What is expected:
Extract everything from the first line through the line with "FaTwitter, FaInstagram, FaLinkedin];", both ends included, except for any pictures.
--- Information shown ---
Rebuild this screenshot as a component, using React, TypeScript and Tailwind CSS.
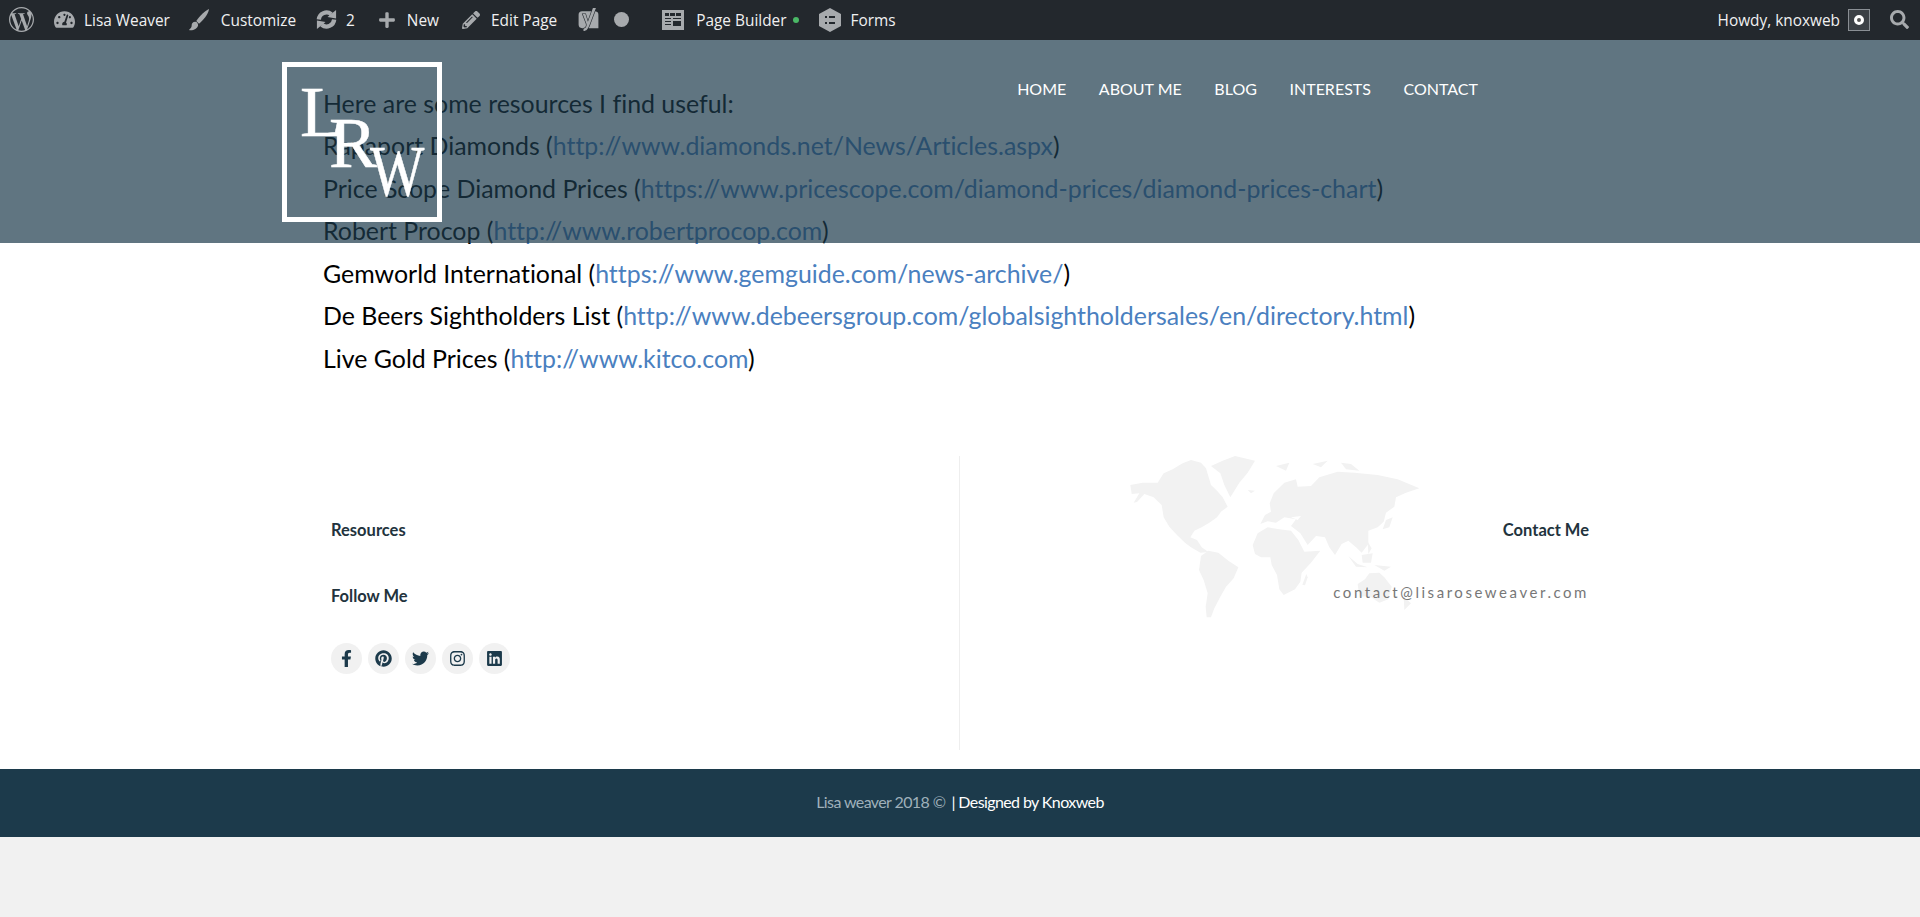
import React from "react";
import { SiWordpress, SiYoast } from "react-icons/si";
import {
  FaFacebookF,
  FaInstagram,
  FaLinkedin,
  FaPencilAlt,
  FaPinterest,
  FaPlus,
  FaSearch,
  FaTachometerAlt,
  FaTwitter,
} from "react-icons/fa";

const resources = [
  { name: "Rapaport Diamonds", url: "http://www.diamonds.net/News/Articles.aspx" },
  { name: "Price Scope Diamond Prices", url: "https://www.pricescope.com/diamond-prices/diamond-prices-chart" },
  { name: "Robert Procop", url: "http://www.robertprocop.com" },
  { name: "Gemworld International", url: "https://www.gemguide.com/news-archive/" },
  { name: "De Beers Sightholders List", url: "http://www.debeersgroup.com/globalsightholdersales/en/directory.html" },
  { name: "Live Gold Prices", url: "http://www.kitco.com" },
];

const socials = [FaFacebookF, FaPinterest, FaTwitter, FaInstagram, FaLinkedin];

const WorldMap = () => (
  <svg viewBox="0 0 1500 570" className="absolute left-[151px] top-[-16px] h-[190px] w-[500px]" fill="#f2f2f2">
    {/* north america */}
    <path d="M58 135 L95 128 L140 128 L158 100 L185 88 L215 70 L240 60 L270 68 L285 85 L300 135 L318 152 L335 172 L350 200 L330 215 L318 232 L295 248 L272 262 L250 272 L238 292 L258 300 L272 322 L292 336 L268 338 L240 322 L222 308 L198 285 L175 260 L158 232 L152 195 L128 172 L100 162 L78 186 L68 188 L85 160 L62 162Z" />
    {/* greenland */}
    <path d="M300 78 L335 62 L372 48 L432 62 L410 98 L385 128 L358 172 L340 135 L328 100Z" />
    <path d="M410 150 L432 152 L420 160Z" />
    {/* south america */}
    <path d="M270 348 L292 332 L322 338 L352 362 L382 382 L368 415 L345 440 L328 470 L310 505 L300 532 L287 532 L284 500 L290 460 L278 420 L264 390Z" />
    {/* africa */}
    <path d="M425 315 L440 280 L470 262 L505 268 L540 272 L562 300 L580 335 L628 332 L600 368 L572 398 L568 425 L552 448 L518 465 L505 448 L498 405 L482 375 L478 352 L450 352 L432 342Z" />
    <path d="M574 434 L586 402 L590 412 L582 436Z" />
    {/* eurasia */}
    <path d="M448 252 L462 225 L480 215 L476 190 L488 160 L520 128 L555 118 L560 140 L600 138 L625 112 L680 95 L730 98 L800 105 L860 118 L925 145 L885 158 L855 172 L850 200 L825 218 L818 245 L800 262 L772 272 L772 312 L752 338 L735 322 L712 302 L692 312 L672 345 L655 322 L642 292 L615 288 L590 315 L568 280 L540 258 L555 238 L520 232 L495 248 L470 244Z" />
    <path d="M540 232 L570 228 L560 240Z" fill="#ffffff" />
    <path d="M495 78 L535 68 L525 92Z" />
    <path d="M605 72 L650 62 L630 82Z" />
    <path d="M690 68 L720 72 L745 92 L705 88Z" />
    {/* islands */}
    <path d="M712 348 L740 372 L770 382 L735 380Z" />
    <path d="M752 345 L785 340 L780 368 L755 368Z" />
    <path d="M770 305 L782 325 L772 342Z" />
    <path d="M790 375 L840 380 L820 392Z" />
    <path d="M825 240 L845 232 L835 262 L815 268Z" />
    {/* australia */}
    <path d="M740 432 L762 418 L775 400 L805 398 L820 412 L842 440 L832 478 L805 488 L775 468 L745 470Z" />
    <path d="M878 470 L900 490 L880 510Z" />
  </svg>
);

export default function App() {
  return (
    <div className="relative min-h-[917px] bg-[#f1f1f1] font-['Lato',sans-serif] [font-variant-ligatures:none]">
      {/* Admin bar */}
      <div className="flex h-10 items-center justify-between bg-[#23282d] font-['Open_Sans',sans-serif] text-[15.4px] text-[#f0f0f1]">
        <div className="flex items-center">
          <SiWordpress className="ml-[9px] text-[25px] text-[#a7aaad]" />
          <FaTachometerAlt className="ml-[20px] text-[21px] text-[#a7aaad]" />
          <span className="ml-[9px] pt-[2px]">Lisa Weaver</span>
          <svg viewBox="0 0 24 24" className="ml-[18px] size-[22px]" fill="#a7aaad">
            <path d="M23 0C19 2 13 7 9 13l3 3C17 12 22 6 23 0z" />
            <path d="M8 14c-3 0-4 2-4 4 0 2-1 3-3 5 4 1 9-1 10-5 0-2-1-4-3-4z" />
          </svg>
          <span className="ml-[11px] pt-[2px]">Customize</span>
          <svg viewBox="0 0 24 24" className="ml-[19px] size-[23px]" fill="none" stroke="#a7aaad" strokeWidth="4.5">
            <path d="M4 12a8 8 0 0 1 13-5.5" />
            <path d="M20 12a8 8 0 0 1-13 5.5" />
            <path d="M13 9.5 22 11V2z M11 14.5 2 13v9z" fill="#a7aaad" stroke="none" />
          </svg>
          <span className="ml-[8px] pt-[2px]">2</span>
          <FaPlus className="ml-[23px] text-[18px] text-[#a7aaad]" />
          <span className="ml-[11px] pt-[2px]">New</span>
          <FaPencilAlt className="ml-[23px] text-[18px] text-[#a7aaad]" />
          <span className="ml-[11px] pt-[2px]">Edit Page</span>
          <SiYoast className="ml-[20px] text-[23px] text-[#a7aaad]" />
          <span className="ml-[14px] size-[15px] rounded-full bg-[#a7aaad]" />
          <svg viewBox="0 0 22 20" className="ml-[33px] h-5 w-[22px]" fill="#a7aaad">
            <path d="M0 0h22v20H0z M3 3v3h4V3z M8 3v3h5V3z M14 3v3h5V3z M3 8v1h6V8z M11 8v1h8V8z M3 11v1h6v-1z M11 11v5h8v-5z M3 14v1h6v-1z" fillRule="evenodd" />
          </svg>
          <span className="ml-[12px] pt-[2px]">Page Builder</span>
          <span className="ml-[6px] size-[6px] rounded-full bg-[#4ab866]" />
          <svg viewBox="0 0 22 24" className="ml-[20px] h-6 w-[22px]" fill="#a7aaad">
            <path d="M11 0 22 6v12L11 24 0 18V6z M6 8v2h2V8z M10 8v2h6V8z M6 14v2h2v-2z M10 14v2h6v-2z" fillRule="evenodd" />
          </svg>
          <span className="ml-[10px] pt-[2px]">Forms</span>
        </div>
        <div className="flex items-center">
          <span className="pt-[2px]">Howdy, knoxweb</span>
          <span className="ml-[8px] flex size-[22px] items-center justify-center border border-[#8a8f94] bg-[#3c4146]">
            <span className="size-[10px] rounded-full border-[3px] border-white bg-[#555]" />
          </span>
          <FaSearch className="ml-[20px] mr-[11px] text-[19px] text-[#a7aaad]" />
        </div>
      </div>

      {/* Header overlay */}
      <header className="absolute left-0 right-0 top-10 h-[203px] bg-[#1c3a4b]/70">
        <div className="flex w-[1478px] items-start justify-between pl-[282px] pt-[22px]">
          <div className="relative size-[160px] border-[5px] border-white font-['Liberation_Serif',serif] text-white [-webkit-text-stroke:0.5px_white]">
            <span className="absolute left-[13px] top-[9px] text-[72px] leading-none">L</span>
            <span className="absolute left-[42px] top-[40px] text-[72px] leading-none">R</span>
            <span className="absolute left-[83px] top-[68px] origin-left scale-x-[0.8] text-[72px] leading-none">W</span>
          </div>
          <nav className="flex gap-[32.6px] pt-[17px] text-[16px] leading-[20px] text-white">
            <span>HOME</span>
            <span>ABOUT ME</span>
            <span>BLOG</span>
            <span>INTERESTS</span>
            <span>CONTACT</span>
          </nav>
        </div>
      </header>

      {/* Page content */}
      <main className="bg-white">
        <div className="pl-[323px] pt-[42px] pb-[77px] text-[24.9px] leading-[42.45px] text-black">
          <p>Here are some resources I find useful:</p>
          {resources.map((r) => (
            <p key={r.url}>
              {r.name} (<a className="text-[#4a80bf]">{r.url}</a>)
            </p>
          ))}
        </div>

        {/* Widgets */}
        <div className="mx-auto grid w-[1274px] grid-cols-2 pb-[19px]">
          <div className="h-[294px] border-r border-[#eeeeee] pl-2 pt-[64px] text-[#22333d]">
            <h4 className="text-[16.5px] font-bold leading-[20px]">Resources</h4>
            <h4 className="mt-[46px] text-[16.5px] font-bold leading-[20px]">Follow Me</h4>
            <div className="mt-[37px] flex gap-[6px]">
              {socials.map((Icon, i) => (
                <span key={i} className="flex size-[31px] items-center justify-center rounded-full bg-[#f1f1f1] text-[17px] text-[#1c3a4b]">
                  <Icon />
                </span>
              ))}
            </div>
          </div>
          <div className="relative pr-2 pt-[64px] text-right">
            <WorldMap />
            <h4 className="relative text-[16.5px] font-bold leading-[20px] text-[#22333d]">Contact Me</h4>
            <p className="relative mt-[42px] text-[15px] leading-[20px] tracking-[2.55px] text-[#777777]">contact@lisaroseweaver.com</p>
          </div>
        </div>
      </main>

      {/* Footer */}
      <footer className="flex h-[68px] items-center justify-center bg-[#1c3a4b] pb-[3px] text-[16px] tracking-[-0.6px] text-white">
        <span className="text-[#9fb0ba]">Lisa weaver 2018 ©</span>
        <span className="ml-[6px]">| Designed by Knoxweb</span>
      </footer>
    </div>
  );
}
---
Answer to this task:
Rebuild this screenshot as a component, using React, TypeScript and Tailwind CSS.
import React from "react";
import { SiWordpress, SiYoast } from "react-icons/si";
import {
  FaFacebookF,
  FaInstagram,
  FaLinkedin,
  FaPencilAlt,
  FaPinterest,
  FaPlus,
  FaSearch,
  FaTachometerAlt,
  FaTwitter,
} from "react-icons/fa";

const resources = [
  { name: "Rapaport Diamonds", url: "http://www.diamonds.net/News/Articles.aspx" },
  { name: "Price Scope Diamond Prices", url: "https://www.pricescope.com/diamond-prices/diamond-prices-chart" },
  { name: "Robert Procop", url: "http://www.robertprocop.com" },
  { name: "Gemworld International", url: "https://www.gemguide.com/news-archive/" },
  { name: "De Beers Sightholders List", url: "http://www.debeersgroup.com/globalsightholdersales/en/directory.html" },
  { name: "Live Gold Prices", url: "http://www.kitco.com" },
];

const socials = [FaFacebookF, FaPinterest, FaTwitter, FaInstagram, FaLinkedin];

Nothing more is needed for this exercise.